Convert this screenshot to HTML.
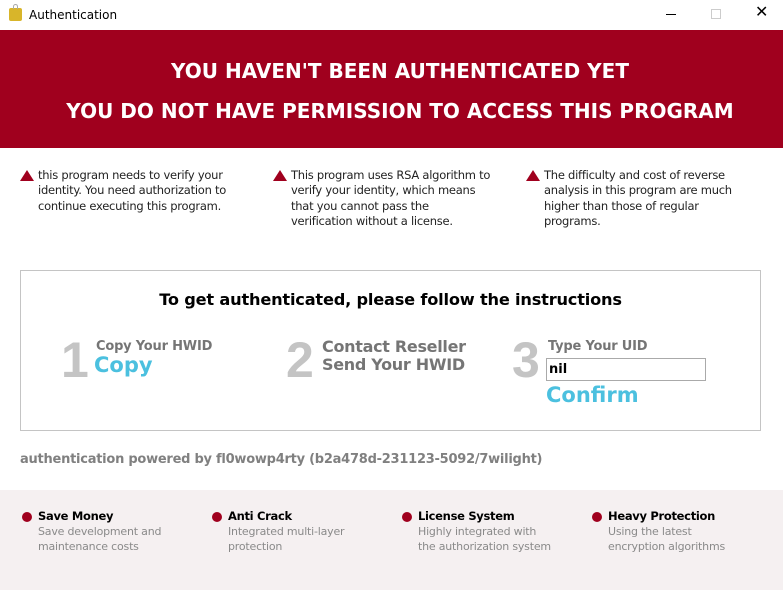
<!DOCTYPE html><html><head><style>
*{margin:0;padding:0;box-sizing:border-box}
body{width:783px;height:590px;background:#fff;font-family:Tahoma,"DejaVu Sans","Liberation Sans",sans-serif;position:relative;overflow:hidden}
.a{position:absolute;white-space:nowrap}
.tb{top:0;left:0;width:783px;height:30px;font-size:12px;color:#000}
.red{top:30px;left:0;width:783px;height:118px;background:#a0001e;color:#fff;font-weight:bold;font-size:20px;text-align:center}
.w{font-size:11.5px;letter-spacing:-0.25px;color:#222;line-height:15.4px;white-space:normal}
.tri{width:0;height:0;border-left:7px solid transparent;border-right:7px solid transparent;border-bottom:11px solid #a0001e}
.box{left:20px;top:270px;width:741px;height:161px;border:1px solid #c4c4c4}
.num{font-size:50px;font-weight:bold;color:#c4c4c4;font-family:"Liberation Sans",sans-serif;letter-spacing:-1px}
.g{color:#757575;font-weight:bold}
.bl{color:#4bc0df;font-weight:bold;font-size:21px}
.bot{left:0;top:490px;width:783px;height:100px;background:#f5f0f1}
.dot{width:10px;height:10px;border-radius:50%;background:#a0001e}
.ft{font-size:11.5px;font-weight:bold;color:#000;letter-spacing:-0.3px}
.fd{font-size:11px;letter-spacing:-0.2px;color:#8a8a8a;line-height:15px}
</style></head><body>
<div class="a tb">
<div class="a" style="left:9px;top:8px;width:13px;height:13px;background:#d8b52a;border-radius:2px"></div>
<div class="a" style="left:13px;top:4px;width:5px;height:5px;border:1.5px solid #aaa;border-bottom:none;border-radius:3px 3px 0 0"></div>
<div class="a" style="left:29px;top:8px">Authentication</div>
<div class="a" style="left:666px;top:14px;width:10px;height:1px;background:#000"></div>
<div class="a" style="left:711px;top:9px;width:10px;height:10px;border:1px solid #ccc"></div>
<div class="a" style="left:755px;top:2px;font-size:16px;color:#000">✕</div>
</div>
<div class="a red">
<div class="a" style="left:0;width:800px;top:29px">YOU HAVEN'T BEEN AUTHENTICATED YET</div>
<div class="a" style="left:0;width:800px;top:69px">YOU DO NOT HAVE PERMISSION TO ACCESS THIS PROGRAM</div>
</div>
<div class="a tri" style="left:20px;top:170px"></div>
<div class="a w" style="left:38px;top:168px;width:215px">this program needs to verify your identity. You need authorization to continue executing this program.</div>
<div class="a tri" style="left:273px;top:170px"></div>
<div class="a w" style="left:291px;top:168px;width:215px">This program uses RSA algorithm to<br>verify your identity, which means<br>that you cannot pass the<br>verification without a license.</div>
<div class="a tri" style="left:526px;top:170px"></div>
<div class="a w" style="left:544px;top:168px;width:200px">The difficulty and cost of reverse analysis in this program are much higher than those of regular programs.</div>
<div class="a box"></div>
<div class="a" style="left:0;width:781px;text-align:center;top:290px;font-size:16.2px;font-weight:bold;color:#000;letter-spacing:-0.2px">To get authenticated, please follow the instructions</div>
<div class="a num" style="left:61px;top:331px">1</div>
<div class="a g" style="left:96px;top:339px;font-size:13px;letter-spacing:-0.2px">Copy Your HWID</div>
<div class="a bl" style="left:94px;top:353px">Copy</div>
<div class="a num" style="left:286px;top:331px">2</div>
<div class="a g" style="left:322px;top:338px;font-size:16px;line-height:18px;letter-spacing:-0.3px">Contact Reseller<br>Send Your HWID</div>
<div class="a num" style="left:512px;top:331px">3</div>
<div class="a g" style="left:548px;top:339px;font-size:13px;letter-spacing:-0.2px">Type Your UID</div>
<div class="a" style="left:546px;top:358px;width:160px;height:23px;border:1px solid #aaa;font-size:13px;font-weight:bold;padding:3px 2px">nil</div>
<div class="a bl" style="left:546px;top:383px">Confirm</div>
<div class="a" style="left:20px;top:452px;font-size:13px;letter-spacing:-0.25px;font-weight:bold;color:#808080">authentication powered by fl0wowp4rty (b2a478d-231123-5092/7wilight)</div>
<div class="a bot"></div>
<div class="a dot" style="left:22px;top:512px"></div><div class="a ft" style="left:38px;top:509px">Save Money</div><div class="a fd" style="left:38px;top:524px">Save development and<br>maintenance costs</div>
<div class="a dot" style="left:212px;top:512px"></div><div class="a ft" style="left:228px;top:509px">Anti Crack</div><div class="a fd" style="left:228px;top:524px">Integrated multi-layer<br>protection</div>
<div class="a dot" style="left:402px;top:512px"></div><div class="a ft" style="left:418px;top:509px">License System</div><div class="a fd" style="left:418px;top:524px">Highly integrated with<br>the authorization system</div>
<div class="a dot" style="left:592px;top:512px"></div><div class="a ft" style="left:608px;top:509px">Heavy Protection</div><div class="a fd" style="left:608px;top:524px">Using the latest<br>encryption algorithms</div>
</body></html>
····················
• **Problem description**:
Repeat the material verbatim. Do not carry over any picture.

• **Output**:
Convert this screenshot to HTML.
<!DOCTYPE html><html><head><style>
*{margin:0;padding:0;box-sizing:border-box}
body{width:783px;height:590px;background:#fff;font-family:Tahoma,"DejaVu Sans","Liberation Sans",sans-serif;position:relative;overflow:hidden}
.a{position:absolute;white-space:nowrap}
.tb{top:0;left:0;width:783px;height:30px;font-size:12px;color:#000}
.red{top:30px;left:0;width:783px;height:118px;background:#a0001e;color:#fff;font-weight:bold;font-size:20px;text-align:center}
.w{font-size:11.5px;letter-spacing:-0.25px;color:#222;line-height:15.4px;white-space:normal}
.tri{width:0;height:0;border-left:7px solid transparent;border-right:7px solid transparent;border-bottom:11px solid #a0001e}
.box{left:20px;top:270px;width:741px;height:161px;border:1px solid #c4c4c4}
.num{font-size:50px;font-weight:bold;color:#c4c4c4;font-family:"Liberation Sans",sans-serif;letter-spacing:-1px}
.g{color:#757575;font-weight:bold}
.bl{color:#4bc0df;font-weight:bold;font-size:21px}
.bot{left:0;top:490px;width:783px;height:100px;background:#f5f0f1}
.dot{width:10px;height:10px;border-radius:50%;background:#a0001e}
.ft{font-size:11.5px;font-weight:bold;color:#000;letter-spacing:-0.3px}
.fd{font-size:11px;letter-spacing:-0.2px;color:#8a8a8a;line-height:15px}
</style></head><body>
<div class="a tb">
<div class="a" style="left:9px;top:8px;width:13px;height:13px;background:#d8b52a;border-radius:2px"></div>
<div class="a" style="left:13px;top:4px;width:5px;height:5px;border:1.5px solid #aaa;border-bottom:none;border-radius:3px 3px 0 0"></div>
<div class="a" style="left:29px;top:8px">Authentication</div>
<div class="a" style="left:666px;top:14px;width:10px;height:1px;background:#000"></div>
<div class="a" style="left:711px;top:9px;width:10px;height:10px;border:1px solid #ccc"></div>
<div class="a" style="left:755px;top:2px;font-size:16px;color:#000">✕</div>
</div>
<div class="a red">
<div class="a" style="left:0;width:800px;top:29px">YOU HAVEN'T BEEN AUTHENTICATED YET</div>
<div class="a" style="left:0;width:800px;top:69px">YOU DO NOT HAVE PERMISSION TO ACCESS THIS PROGRAM</div>
</div>
<div class="a tri" style="left:20px;top:170px"></div>
<div class="a w" style="left:38px;top:168px;width:215px">this program needs to verify your identity. You need authorization to continue executing this program.</div>
<div class="a tri" style="left:273px;top:170px"></div>
<div class="a w" style="left:291px;top:168px;width:215px">This program uses RSA algorithm to<br>verify your identity, which means<br>that you cannot pass the<br>verification without a license.</div>
<div class="a tri" style="left:526px;top:170px"></div>
<div class="a w" style="left:544px;top:168px;width:200px">The difficulty and cost of reverse analysis in this program are much higher than those of regular programs.</div>
<div class="a box"></div>
<div class="a" style="left:0;width:781px;text-align:center;top:290px;font-size:16.2px;font-weight:bold;color:#000;letter-spacing:-0.2px">To get authenticated, please follow the instructions</div>
<div class="a num" style="left:61px;top:331px">1</div>
<div class="a g" style="left:96px;top:339px;font-size:13px;letter-spacing:-0.2px">Copy Your HWID</div>
<div class="a bl" style="left:94px;top:353px">Copy</div>
<div class="a num" style="left:286px;top:331px">2</div>
<div class="a g" style="left:322px;top:338px;font-size:16px;line-height:18px;letter-spacing:-0.3px">Contact Reseller<br>Send Your HWID</div>
<div class="a num" style="left:512px;top:331px">3</div>
<div class="a g" style="left:548px;top:339px;font-size:13px;letter-spacing:-0.2px">Type Your UID</div>
<div class="a" style="left:546px;top:358px;width:160px;height:23px;border:1px solid #aaa;font-size:13px;font-weight:bold;padding:3px 2px">nil</div>
<div class="a bl" style="left:546px;top:383px">Confirm</div>
<div class="a" style="left:20px;top:452px;font-size:13px;letter-spacing:-0.25px;font-weight:bold;color:#808080">authentication powered by fl0wowp4rty (b2a478d-231123-5092/7wilight)</div>
<div class="a bot"></div>
<div class="a dot" style="left:22px;top:512px"></div><div class="a ft" style="left:38px;top:509px">Save Money</div><div class="a fd" style="left:38px;top:524px">Save development and<br>maintenance costs</div>
<div class="a dot" style="left:212px;top:512px"></div><div class="a ft" style="left:228px;top:509px">Anti Crack</div><div class="a fd" style="left:228px;top:524px">Integrated multi-layer<br>protection</div>
<div class="a dot" style="left:402px;top:512px"></div><div class="a ft" style="left:418px;top:509px">License System</div><div class="a fd" style="left:418px;top:524px">Highly integrated with<br>the authorization system</div>
<div class="a dot" style="left:592px;top:512px"></div><div class="a ft" style="left:608px;top:509px">Heavy Protection</div><div class="a fd" style="left:608px;top:524px">Using the latest<br>encryption algorithms</div>
</body></html>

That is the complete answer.